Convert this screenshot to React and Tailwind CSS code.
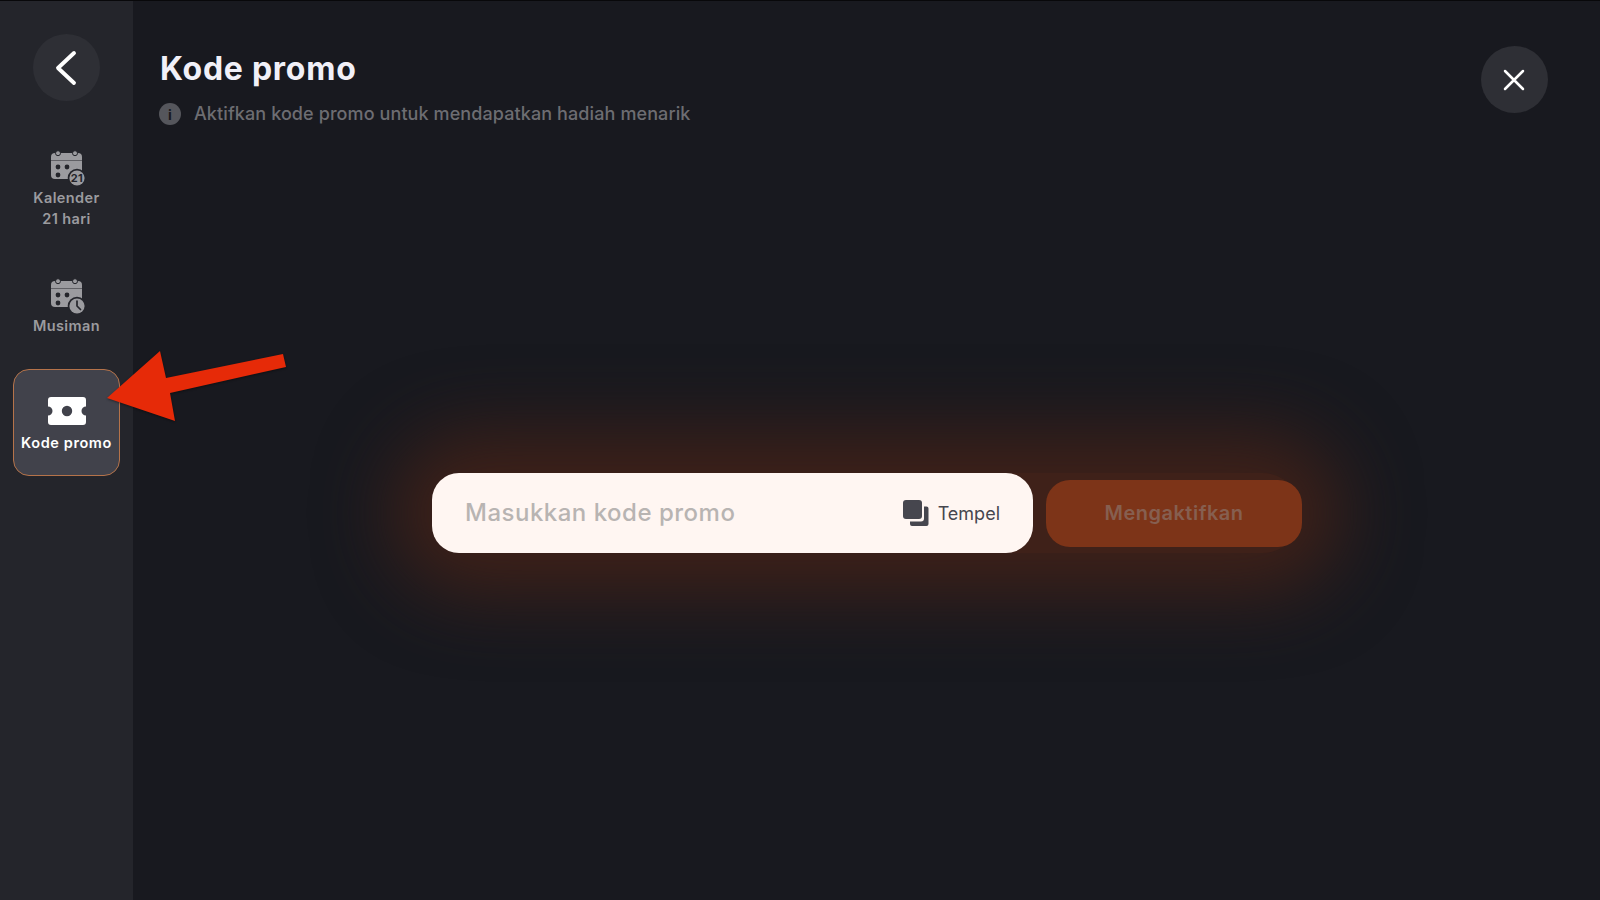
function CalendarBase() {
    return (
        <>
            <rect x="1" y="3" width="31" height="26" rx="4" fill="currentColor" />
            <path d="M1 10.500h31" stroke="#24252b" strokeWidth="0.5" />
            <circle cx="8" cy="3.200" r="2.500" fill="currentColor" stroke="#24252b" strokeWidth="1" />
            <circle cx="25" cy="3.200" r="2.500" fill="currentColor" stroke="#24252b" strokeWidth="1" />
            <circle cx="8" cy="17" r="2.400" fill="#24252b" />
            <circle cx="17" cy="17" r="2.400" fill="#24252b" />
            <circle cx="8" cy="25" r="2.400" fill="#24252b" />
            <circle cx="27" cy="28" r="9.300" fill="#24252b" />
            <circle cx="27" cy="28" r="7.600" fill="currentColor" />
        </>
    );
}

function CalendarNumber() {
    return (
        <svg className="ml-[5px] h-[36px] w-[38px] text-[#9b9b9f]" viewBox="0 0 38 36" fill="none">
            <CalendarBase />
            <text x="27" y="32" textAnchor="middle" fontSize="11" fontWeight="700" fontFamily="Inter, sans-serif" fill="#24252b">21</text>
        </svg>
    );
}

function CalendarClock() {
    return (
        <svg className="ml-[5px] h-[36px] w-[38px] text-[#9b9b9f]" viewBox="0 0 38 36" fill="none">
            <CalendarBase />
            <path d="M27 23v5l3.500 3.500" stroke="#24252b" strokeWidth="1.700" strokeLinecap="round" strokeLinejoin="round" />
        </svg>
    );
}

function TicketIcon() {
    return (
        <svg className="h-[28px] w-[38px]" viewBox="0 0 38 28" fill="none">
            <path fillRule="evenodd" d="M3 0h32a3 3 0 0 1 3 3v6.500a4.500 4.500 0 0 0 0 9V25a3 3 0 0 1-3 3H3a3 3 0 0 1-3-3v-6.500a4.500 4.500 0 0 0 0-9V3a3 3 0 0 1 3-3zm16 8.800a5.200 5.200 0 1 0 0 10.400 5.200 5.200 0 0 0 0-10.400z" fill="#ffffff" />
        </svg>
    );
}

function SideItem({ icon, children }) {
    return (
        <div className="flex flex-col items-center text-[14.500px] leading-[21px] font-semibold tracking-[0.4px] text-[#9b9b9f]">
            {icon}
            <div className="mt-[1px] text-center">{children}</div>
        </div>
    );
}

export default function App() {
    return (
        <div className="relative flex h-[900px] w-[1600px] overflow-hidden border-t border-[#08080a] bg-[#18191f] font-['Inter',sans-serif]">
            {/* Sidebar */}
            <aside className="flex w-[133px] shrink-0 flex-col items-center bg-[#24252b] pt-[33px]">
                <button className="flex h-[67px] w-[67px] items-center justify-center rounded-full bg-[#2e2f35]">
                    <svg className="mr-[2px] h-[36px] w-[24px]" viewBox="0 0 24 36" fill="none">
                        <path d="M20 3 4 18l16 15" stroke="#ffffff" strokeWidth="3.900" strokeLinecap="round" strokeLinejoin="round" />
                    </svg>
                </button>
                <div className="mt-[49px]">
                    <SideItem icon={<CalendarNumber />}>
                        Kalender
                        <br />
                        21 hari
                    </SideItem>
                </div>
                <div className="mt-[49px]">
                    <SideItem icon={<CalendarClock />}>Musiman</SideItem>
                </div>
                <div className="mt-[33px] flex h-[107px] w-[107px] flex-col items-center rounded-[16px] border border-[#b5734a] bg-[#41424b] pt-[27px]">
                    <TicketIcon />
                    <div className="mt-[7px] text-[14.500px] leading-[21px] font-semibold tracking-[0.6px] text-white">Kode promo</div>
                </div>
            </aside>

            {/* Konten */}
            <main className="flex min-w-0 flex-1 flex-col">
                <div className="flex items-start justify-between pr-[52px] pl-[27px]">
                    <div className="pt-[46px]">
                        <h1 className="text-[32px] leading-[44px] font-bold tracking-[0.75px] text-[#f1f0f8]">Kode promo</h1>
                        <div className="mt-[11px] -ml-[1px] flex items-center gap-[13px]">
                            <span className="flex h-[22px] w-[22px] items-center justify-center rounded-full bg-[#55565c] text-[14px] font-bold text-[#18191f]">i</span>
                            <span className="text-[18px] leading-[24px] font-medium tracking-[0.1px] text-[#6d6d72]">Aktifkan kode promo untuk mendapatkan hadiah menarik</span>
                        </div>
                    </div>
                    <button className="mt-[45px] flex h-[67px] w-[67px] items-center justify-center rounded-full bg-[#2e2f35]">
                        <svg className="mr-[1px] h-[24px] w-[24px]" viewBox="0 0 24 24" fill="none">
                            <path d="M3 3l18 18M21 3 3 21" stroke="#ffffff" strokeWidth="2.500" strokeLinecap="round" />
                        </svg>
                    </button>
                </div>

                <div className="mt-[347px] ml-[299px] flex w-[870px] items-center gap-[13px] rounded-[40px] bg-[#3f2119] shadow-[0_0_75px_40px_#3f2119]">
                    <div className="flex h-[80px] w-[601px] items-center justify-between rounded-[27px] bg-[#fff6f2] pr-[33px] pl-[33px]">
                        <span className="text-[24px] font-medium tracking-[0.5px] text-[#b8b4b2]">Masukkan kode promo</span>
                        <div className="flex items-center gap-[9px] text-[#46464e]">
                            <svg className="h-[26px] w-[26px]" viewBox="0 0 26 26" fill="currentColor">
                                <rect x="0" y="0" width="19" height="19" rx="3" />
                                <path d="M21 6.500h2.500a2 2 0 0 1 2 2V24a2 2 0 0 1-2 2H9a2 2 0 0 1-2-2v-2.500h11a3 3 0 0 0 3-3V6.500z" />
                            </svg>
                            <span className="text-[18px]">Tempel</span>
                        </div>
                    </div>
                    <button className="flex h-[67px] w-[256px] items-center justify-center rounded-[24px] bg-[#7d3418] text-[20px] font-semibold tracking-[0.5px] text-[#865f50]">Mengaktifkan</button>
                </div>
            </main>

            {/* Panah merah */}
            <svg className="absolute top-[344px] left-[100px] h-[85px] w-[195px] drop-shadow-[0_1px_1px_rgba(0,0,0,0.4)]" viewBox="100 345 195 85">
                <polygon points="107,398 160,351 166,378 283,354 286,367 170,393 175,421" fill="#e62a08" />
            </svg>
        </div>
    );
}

-----

## Exercise details
Print the whole listing above once more, word for word, without its pictures.

## The response
Convert this screenshot to React and Tailwind CSS code.
function CalendarBase() {
    return (
        <>
            <rect x="1" y="3" width="31" height="26" rx="4" fill="currentColor" />
            <path d="M1 10.500h31" stroke="#24252b" strokeWidth="0.5" />
            <circle cx="8" cy="3.200" r="2.500" fill="currentColor" stroke="#24252b" strokeWidth="1" />
            <circle cx="25" cy="3.200" r="2.500" fill="currentColor" stroke="#24252b" strokeWidth="1" />
            <circle cx="8" cy="17" r="2.400" fill="#24252b" />
            <circle cx="17" cy="17" r="2.400" fill="#24252b" />
            <circle cx="8" cy="25" r="2.400" fill="#24252b" />
            <circle cx="27" cy="28" r="9.300" fill="#24252b" />
            <circle cx="27" cy="28" r="7.600" fill="currentColor" />
        </>
    );
}

function CalendarNumber() {
    return (
        <svg className="ml-[5px] h-[36px] w-[38px] text-[#9b9b9f]" viewBox="0 0 38 36" fill="none">
            <CalendarBase />
            <text x="27" y="32" textAnchor="middle" fontSize="11" fontWeight="700" fontFamily="Inter, sans-serif" fill="#24252b">21</text>
        </svg>
    );
}

function CalendarClock() {
    return (
        <svg className="ml-[5px] h-[36px] w-[38px] text-[#9b9b9f]" viewBox="0 0 38 36" fill="none">
            <CalendarBase />
            <path d="M27 23v5l3.500 3.500" stroke="#24252b" strokeWidth="1.700" strokeLinecap="round" strokeLinejoin="round" />
        </svg>
    );
}

function TicketIcon() {
    return (
        <svg className="h-[28px] w-[38px]" viewBox="0 0 38 28" fill="none">
            <path fillRule="evenodd" d="M3 0h32a3 3 0 0 1 3 3v6.500a4.500 4.500 0 0 0 0 9V25a3 3 0 0 1-3 3H3a3 3 0 0 1-3-3v-6.500a4.500 4.500 0 0 0 0-9V3a3 3 0 0 1 3-3zm16 8.800a5.200 5.200 0 1 0 0 10.400 5.200 5.200 0 0 0 0-10.400z" fill="#ffffff" />
        </svg>
    );
}

function SideItem({ icon, children }) {
    return (
        <div className="flex flex-col items-center text-[14.500px] leading-[21px] font-semibold tracking-[0.4px] text-[#9b9b9f]">
            {icon}
            <div className="mt-[1px] text-center">{children}</div>
        </div>
    );
}

export default function App() {
    return (
        <div className="relative flex h-[900px] w-[1600px] overflow-hidden border-t border-[#08080a] bg-[#18191f] font-['Inter',sans-serif]">
            {/* Sidebar */}
            <aside className="flex w-[133px] shrink-0 flex-col items-center bg-[#24252b] pt-[33px]">
                <button className="flex h-[67px] w-[67px] items-center justify-center rounded-full bg-[#2e2f35]">
                    <svg className="mr-[2px] h-[36px] w-[24px]" viewBox="0 0 24 36" fill="none">
                        <path d="M20 3 4 18l16 15" stroke="#ffffff" strokeWidth="3.900" strokeLinecap="round" strokeLinejoin="round" />
                    </svg>
                </button>
                <div className="mt-[49px]">
                    <SideItem icon={<CalendarNumber />}>
                        Kalender
                        <br />
                        21 hari
                    </SideItem>
                </div>
                <div className="mt-[49px]">
                    <SideItem icon={<CalendarClock />}>Musiman</SideItem>
                </div>
                <div className="mt-[33px] flex h-[107px] w-[107px] flex-col items-center rounded-[16px] border border-[#b5734a] bg-[#41424b] pt-[27px]">
                    <TicketIcon />
                    <div className="mt-[7px] text-[14.500px] leading-[21px] font-semibold tracking-[0.6px] text-white">Kode promo</div>
                </div>
            </aside>

            {/* Konten */}
            <main className="flex min-w-0 flex-1 flex-col">
                <div className="flex items-start justify-between pr-[52px] pl-[27px]">
                    <div className="pt-[46px]">
                        <h1 className="text-[32px] leading-[44px] font-bold tracking-[0.75px] text-[#f1f0f8]">Kode promo</h1>
                        <div className="mt-[11px] -ml-[1px] flex items-center gap-[13px]">
                            <span className="flex h-[22px] w-[22px] items-center justify-center rounded-full bg-[#55565c] text-[14px] font-bold text-[#18191f]">i</span>
                            <span className="text-[18px] leading-[24px] font-medium tracking-[0.1px] text-[#6d6d72]">Aktifkan kode promo untuk mendapatkan hadiah menarik</span>
                        </div>
                    </div>
                    <button className="mt-[45px] flex h-[67px] w-[67px] items-center justify-center rounded-full bg-[#2e2f35]">
                        <svg className="mr-[1px] h-[24px] w-[24px]" viewBox="0 0 24 24" fill="none">
                            <path d="M3 3l18 18M21 3 3 21" stroke="#ffffff" strokeWidth="2.500" strokeLinecap="round" />
                        </svg>
                    </button>
                </div>

                <div className="mt-[347px] ml-[299px] flex w-[870px] items-center gap-[13px] rounded-[40px] bg-[#3f2119] shadow-[0_0_75px_40px_#3f2119]">
                    <div className="flex h-[80px] w-[601px] items-center justify-between rounded-[27px] bg-[#fff6f2] pr-[33px] pl-[33px]">
                        <span className="text-[24px] font-medium tracking-[0.5px] text-[#b8b4b2]">Masukkan kode promo</span>
                        <div className="flex items-center gap-[9px] text-[#46464e]">
                            <svg className="h-[26px] w-[26px]" viewBox="0 0 26 26" fill="currentColor">
                                <rect x="0" y="0" width="19" height="19" rx="3" />
                                <path d="M21 6.500h2.500a2 2 0 0 1 2 2V24a2 2 0 0 1-2 2H9a2 2 0 0 1-2-2v-2.500h11a3 3 0 0 0 3-3V6.500z" />
                            </svg>
                            <span className="text-[18px]">Tempel</span>
                        </div>
                    </div>
                    <button className="flex h-[67px] w-[256px] items-center justify-center rounded-[24px] bg-[#7d3418] text-[20px] font-semibold tracking-[0.5px] text-[#865f50]">Mengaktifkan</button>
                </div>
            </main>

            {/* Panah merah */}
            <svg className="absolute top-[344px] left-[100px] h-[85px] w-[195px] drop-shadow-[0_1px_1px_rgba(0,0,0,0.4)]" viewBox="100 345 195 85">
                <polygon points="107,398 160,351 166,378 283,354 286,367 170,393 175,421" fill="#e62a08" />
            </svg>
        </div>
    );
}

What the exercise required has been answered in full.